### What you will do
Copy the data below exactly, omitting any picture it contains.

** START OF Given data **

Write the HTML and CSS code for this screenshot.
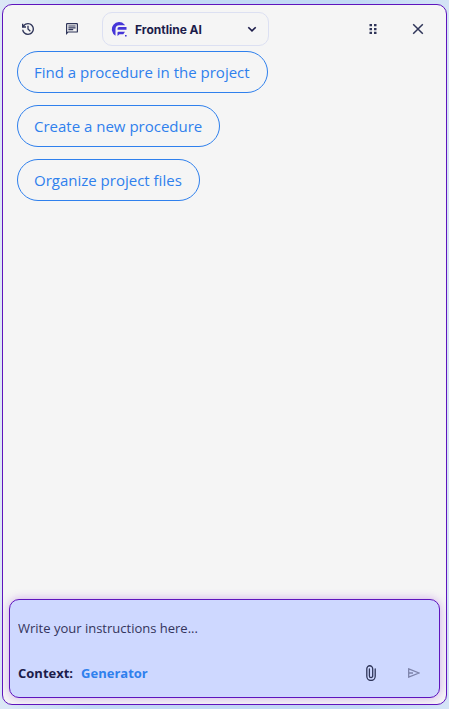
FILE: index.html
```
<!DOCTYPE html>
<html lang="en">
<head>
  <meta charset="UTF-8" />
  <meta name="viewport" content="width=device-width, initial-scale=1.0" />
  <title>Frontline AI</title>
  <link rel="stylesheet" href="styles.css">
</head>
<body>
  <main class="panel">
    <header class="toolbar">
      <button class="icon-btn" type="button" aria-label="History">
        <svg width="16" height="16" viewBox="0 0 24 24" fill="currentColor"><path d="M12 21q-3.450 0-6.010-2.290T3.050 13H5.100q.350 2.600 2.310 4.300T12 19q2.930 0 4.960-2.040T19 12t-2.040-4.960T12 5q-1.720 0-3.220.8T6.250 8H9v2H3V4h2v2.350q1.270-1.600 3.110-2.470T12 3q1.880 0 3.510.71t2.850 1.930 1.930 2.850T21 12t-.71 3.510-1.930 2.850-2.850 1.930T12 21m2.800-4.800L11 12.400V7h2v4.600l3.200 3.200z"/></svg>
      </button>
      <button class="icon-btn" type="button" aria-label="Conversations">
        <svg width="12" height="12" viewBox="2 2 20 20" fill="currentColor"><path d="M4 4v13.170L5.170 16H20V4zm0-2h16a2 2 0 0 1 2 2v12a2 2 0 0 1-2 2H6l-4 4V4a2 2 0 0 1 2-2m2 10h8v2H6zm0-3h12v2H6zm0-3h12v2H6z"/></svg>
      </button>
      <div class="agent">
        <svg class="agent-logo" width="16" height="16" viewBox="0 0 16 16" fill="currentColor">
          <path d="M13.500 3.400A7.300 7.300 0 1 0 4.500 14.700V8Q4.500 4.200 8.300 4.200h5.800z"/>
          <path d="M8 6h7.500v2.700H6.500V7.500Q6.500 6 8 6M7.500 10.700h6.500L12.300 13.200H8.500L6.500 15v-3.300q0-1 1-1M14 14h1.600v1.600H14z"/>
        </svg>
        <select class="agent-select" aria-label="Agent">
          <option>Frontline AI</option>
        </select>
        <svg class="agent-arrow" width="10" height="10" viewBox="0 0 10 10" fill="none" stroke="currentColor" stroke-width="1.600"><path d="M1.300 3.200L5 6.900l3.700-3.700"/></svg>
      </div>
      <div class="window-actions">
        <button class="icon-btn" type="button" aria-label="Move panel">
          <svg width="8" height="12" viewBox="0 0 8 12" fill="currentColor"><path d="M.5 1H3v2.300H.5zM5 1h2.500v2.300H5zM.5 4.900H3v2.300H.5zM5 4.900h2.500v2.300H5zM.5 8.800H3v2.300H.5zM5 8.800h2.500v2.300H5z"/></svg>
        </button>
        <button class="icon-btn" type="button" aria-label="Close">
          <svg width="12" height="12" viewBox="0 0 12 12" fill="none" stroke="currentColor" stroke-width="1.500"><path d="M1.200 1.200l9.600 9.600M10.800 1.200l-9.600 9.600"/></svg>
        </button>
      </div>
    </header>

    <div class="suggestions">
      <button class="suggestion" type="button">Find a procedure in the project</button>
      <button class="suggestion" type="button">Create a new procedure</button>
      <button class="suggestion" type="button">Organize project files</button>
    </div>

    <form class="composer">
      <textarea class="prompt" rows="1" aria-label="Instructions" placeholder="Write your instructions here..."></textarea>
      <div class="composer-footer">
        <span class="context-label">Context:</span>
        <a class="context-link" href="#">Generator</a>
        <div class="composer-actions">
          <button class="icon-btn" type="button" aria-label="Attach a file">
            <svg width="10" height="16" viewBox="0 0 10 16" fill="none" stroke="currentColor" stroke-width="1.300" stroke-linecap="round"><path d="M9.200 4v7.300a4.200 4.200 0 0 1-8.400 0V3.700a2.900 2.900 0 0 1 5.900 0v7.200a1.600 1.600 0 0 1-3.300 0V4"/></svg>
          </button>
          <button class="icon-btn send" type="submit" aria-label="Send">
            <svg width="12" height="10" viewBox="0 0 12 10" fill="none" stroke="currentColor" stroke-width="1.300"><path d="M.7.900L11 5 .7 9.100zM.7 5H5"/></svg>
          </button>
        </div>
      </div>
    </form>
  </main>
</body>
</html>
```
FILE: styles.css
```
* {
  box-sizing: border-box;
}
body {
  margin: 0;
  min-height: 100vh;
  padding: 4px 2px;
  display: flex;
  background: linear-gradient(to right, #dce8f6, #c2daf5 20%, #c2daf5 80%, #d4e4f6);
  font-family: "Segoe UI", "Open Sans", sans-serif;
  color: #1c1c4a;
}
button, select, textarea {
  font: inherit;
  color: inherit;
  background: none;
  border: none;
  margin: 0;
  padding: 0;
}
.panel {
  flex: 1;
  min-width: 0;
  display: flex;
  flex-direction: column;
  background: #f5f5f5;
  border: 1px solid #5f14bd;
  border-radius: 10px;
}
.toolbar {
  display: flex;
  align-items: center;
  gap: 16px;
  padding: 7px 14px 5px 11px;
}
.icon-btn {
  width: 28px;
  height: 28px;
  display: flex;
  align-items: center;
  justify-content: center;
  color: #2f3559;
  cursor: pointer;
}
.agent {
  width: 167px;
  height: 34px;
  display: flex;
  align-items: center;
  gap: 8px;
  padding: 0 11px 0 8px;
  border: 1px solid #dce0f2;
  border-radius: 10px;
}
.agent-logo {
  flex: none;
  color: #4636d8;
}
.agent-select {
  flex: 1;
  min-width: 0;
  appearance: none;
  font-family: Inter, sans-serif;
  font-size: 12px;
  font-weight: 700;
}
.agent-arrow {
  flex: none;
}
.window-actions {
  display: flex;
  gap: 17px;
  margin-left: auto;
}
.suggestions {
  flex: 1;
  display: flex;
  flex-direction: column;
  align-items: flex-start;
  gap: 12px;
  padding: 0 14px;
}
.suggestion {
  height: 42px;
  padding: 0 17px 0 16px;
  border: 1px solid #2f80ed;
  border-radius: 21px;
  font-size: 15px;
  color: #2f80ed;
  cursor: pointer;
}
.composer {
  margin: 6px;
  padding: 18px 11px 10px 8px;
  background: #ced8ff;
  border: 1px solid #5f14bd;
  border-radius: 10px;
  box-shadow: 0 0 10px rgba(150, 60, 220, 0.4);
}
.prompt {
  display: block;
  width: 100%;
  height: 20px;
  margin-bottom: 21px;
  font-size: 13px;
  line-height: 20px;
  resize: none;
  outline: none;
  overflow: hidden;
}
.prompt::placeholder {
  color: #34345c;
}
.composer-footer {
  display: flex;
  align-items: center;
  gap: 8px;
  font-size: 13px;
  font-weight: 700;
}
.context-link {
  color: #2f80ed;
  text-decoration: none;
}
.composer-actions {
  display: flex;
  gap: 15px;
  margin-left: auto;
}
.send {
  color: #7d83aa;
}
```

** END OF Given data **

### Result below
Write the HTML and CSS code for this screenshot.
FILE: index.html
```
<!DOCTYPE html>
<html lang="en">
<head>
  <meta charset="UTF-8" />
  <meta name="viewport" content="width=device-width, initial-scale=1.0" />
  <title>Frontline AI</title>
  <link rel="stylesheet" href="styles.css">
</head>
<body>
  <main class="panel">
    <header class="toolbar">
      <button class="icon-btn" type="button" aria-label="History">
        <svg width="16" height="16" viewBox="0 0 24 24" fill="currentColor"><path d="M12 21q-3.450 0-6.010-2.290T3.050 13H5.100q.350 2.600 2.310 4.300T12 19q2.930 0 4.960-2.040T19 12t-2.040-4.960T12 5q-1.720 0-3.220.8T6.250 8H9v2H3V4h2v2.350q1.270-1.600 3.110-2.470T12 3q1.880 0 3.510.71t2.850 1.930 1.930 2.850T21 12t-.71 3.510-1.930 2.850-2.850 1.930T12 21m2.800-4.800L11 12.400V7h2v4.600l3.200 3.200z"/></svg>
      </button>
      <button class="icon-btn" type="button" aria-label="Conversations">
        <svg width="12" height="12" viewBox="2 2 20 20" fill="currentColor"><path d="M4 4v13.170L5.170 16H20V4zm0-2h16a2 2 0 0 1 2 2v12a2 2 0 0 1-2 2H6l-4 4V4a2 2 0 0 1 2-2m2 10h8v2H6zm0-3h12v2H6zm0-3h12v2H6z"/></svg>
      </button>
      <div class="agent">
        <svg class="agent-logo" width="16" height="16" viewBox="0 0 16 16" fill="currentColor">
          <path d="M13.500 3.400A7.300 7.300 0 1 0 4.500 14.700V8Q4.500 4.200 8.300 4.200h5.800z"/>
          <path d="M8 6h7.500v2.700H6.500V7.500Q6.500 6 8 6M7.500 10.700h6.500L12.300 13.200H8.500L6.500 15v-3.300q0-1 1-1M14 14h1.600v1.600H14z"/>
        </svg>
        <select class="agent-select" aria-label="Agent">
          <option>Frontline AI</option>
        </select>
        <svg class="agent-arrow" width="10" height="10" viewBox="0 0 10 10" fill="none" stroke="currentColor" stroke-width="1.600"><path d="M1.300 3.200L5 6.900l3.700-3.700"/></svg>
      </div>
      <div class="window-actions">
        <button class="icon-btn" type="button" aria-label="Move panel">
          <svg width="8" height="12" viewBox="0 0 8 12" fill="currentColor"><path d="M.5 1H3v2.300H.5zM5 1h2.500v2.300H5zM.5 4.900H3v2.300H.5zM5 4.900h2.500v2.300H5zM.5 8.800H3v2.300H.5zM5 8.800h2.500v2.300H5z"/></svg>
        </button>
        <button class="icon-btn" type="button" aria-label="Close">
          <svg width="12" height="12" viewBox="0 0 12 12" fill="none" stroke="currentColor" stroke-width="1.500"><path d="M1.200 1.200l9.600 9.600M10.800 1.200l-9.600 9.600"/></svg>
        </button>
      </div>
    </header>

    <div class="suggestions">
      <button class="suggestion" type="button">Find a procedure in the project</button>
      <button class="suggestion" type="button">Create a new procedure</button>
      <button class="suggestion" type="button">Organize project files</button>
    </div>

    <form class="composer">
      <textarea class="prompt" rows="1" aria-label="Instructions" placeholder="Write your instructions here..."></textarea>
      <div class="composer-footer">
        <span class="context-label">Context:</span>
        <a class="context-link" href="#">Generator</a>
        <div class="composer-actions">
          <button class="icon-btn" type="button" aria-label="Attach a file">
            <svg width="10" height="16" viewBox="0 0 10 16" fill="none" stroke="currentColor" stroke-width="1.300" stroke-linecap="round"><path d="M9.200 4v7.300a4.200 4.200 0 0 1-8.400 0V3.700a2.900 2.900 0 0 1 5.900 0v7.200a1.600 1.600 0 0 1-3.300 0V4"/></svg>
          </button>
          <button class="icon-btn send" type="submit" aria-label="Send">
            <svg width="12" height="10" viewBox="0 0 12 10" fill="none" stroke="currentColor" stroke-width="1.300"><path d="M.7.900L11 5 .7 9.100zM.7 5H5"/></svg>
          </button>
        </div>
      </div>
    </form>
  </main>
</body>
</html>
```
FILE: styles.css
```
* {
  box-sizing: border-box;
}
body {
  margin: 0;
  min-height: 100vh;
  padding: 4px 2px;
  display: flex;
  background: linear-gradient(to right, #dce8f6, #c2daf5 20%, #c2daf5 80%, #d4e4f6);
  font-family: "Segoe UI", "Open Sans", sans-serif;
  color: #1c1c4a;
}
button, select, textarea {
  font: inherit;
  color: inherit;
  background: none;
  border: none;
  margin: 0;
  padding: 0;
}
.panel {
  flex: 1;
  min-width: 0;
  display: flex;
  flex-direction: column;
  background: #f5f5f5;
  border: 1px solid #5f14bd;
  border-radius: 10px;
}
.toolbar {
  display: flex;
  align-items: center;
  gap: 16px;
  padding: 7px 14px 5px 11px;
}
.icon-btn {
  width: 28px;
  height: 28px;
  display: flex;
  align-items: center;
  justify-content: center;
  color: #2f3559;
  cursor: pointer;
}
.agent {
  width: 167px;
  height: 34px;
  display: flex;
  align-items: center;
  gap: 8px;
  padding: 0 11px 0 8px;
  border: 1px solid #dce0f2;
  border-radius: 10px;
}
.agent-logo {
  flex: none;
  color: #4636d8;
}
.agent-select {
  flex: 1;
  min-width: 0;
  appearance: none;
  font-family: Inter, sans-serif;
  font-size: 12px;
  font-weight: 700;
}
.agent-arrow {
  flex: none;
}
.window-actions {
  display: flex;
  gap: 17px;
  margin-left: auto;
}
.suggestions {
  flex: 1;
  display: flex;
  flex-direction: column;
  align-items: flex-start;
  gap: 12px;
  padding: 0 14px;
}
.suggestion {
  height: 42px;
  padding: 0 17px 0 16px;
  border: 1px solid #2f80ed;
  border-radius: 21px;
  font-size: 15px;
  color: #2f80ed;
  cursor: pointer;
}
.composer {
  margin: 6px;
  padding: 18px 11px 10px 8px;
  background: #ced8ff;
  border: 1px solid #5f14bd;
  border-radius: 10px;
  box-shadow: 0 0 10px rgba(150, 60, 220, 0.4);
}
.prompt {
  display: block;
  width: 100%;
  height: 20px;
  margin-bottom: 21px;
  font-size: 13px;
  line-height: 20px;
  resize: none;
  outline: none;
  overflow: hidden;
}
.prompt::placeholder {
  color: #34345c;
}
.composer-footer {
  display: flex;
  align-items: center;
  gap: 8px;
  font-size: 13px;
  font-weight: 700;
}
.context-link {
  color: #2f80ed;
  text-decoration: none;
}
.composer-actions {
  display: flex;
  gap: 15px;
  margin-left: auto;
}
.send {
  color: #7d83aa;
}
```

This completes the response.